LETTER FROM THE VICAR
The Ministry of Welcome in the church has surely got to be one of the most important in our present time. In 2017 about twice as many people were married using a humanist ceremony as were married by religious rites. People using the humanist ceremony felt they would have been hypocrites to have a traditional one, in church. Non-religious marriage ceremonies are proving very popular, in Scotland, and a new poll suggests that 69% of Scots under the age of 44 years old say they don't have any religion at all.
At present, England and Wales cannot marry people using such ceremonies. But it may just be a matter of a few years before that becomes the case. We are blessed with still having a good number of weddings in church, in this parish. Couples often mention that their parents and grandparents were married in the church. It doesn't take much imagination to think what it will happen, in the future, if parents and grandparents were married according to a humanist rite.
Whilst we still have younger people coming to our churches for weddings and baptisms we are entrusted with the sacred task of welcoming them in such a way that they might feel enfolded into our church family. Recent work in the Church of England has suggested that something that particularly puts off visitors to our church services is passing around the collection plate or bag. This has become an alien custom in modern society and visitors to churches are confused and embarrassed by the way we do things. If they haven't got any change with them they feel that they are upsetting us and being bad people.
Visitors don't understand that churches aren't paid for by the government. Or perhaps, they have never thought that it actually costs money to maintain and run a church. Something that is always there and available gets taken for granted, not in a selfish way, but simply it is assumed that some unknown higher power provides it.
Worcester Diocese has asked churches to think about ceasing with a collection at services and collecting the money in some different way. Lots of people give money by standing orders or through the envelope scheme. There is no reason why we couldn't collect envelopes at a single point at the back of church before the service begins. At baptisms, funerals and weddings we have retiring collections with plates by the door. It is explained to people that it costs a lot of money to run the church and we are always grateful if people can leave something to help us offer the kinds of services that they come to and value. Generally speaking, such collections are often generous.
With all this in mind, the Church Council decided that we would try a six-month experiment, starting in September, and see how things look at the end of it. It can be announced in the notices that if people would like to help us maintain the building and the services we offer they can leave us some money on a plate as they go out. We will not pass the offertory plate around, but the envelopes will be brought up to be dedicated as usual. We will speak about it on the news sheets and let you know when the trial will start.
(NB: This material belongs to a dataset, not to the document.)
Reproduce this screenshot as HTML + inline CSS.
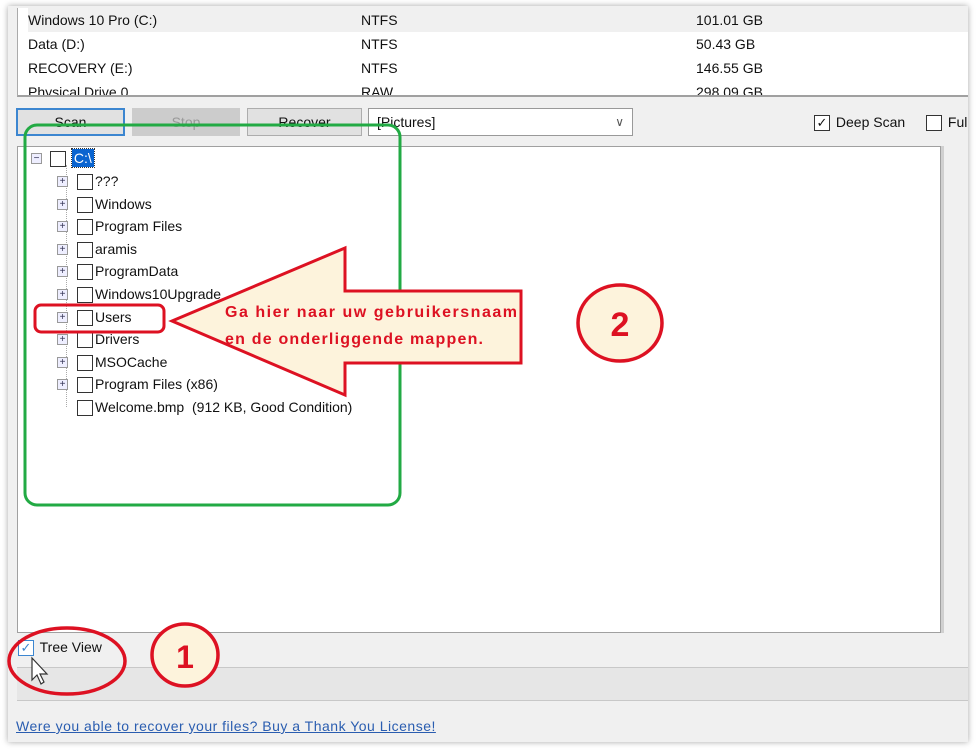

In the meantime, please be very smiley and helpful to visitors. Help them with the hymns, which are completely new to most of them, and try make sure they have a green service book that they can at least follow, without having to jump about one page to another. You will probably need to go and sit next to them. That will give you an opportunity to get into conversation with them and you could invite them to coffee after the service. That gives an opportunity for you to take them and get into conversation, and who knows what might follow! Acts of kindness, as simple as that, engage you in Mission and Evangelism, which we are all able to do and we all have a shared responsibility for - and it's fun!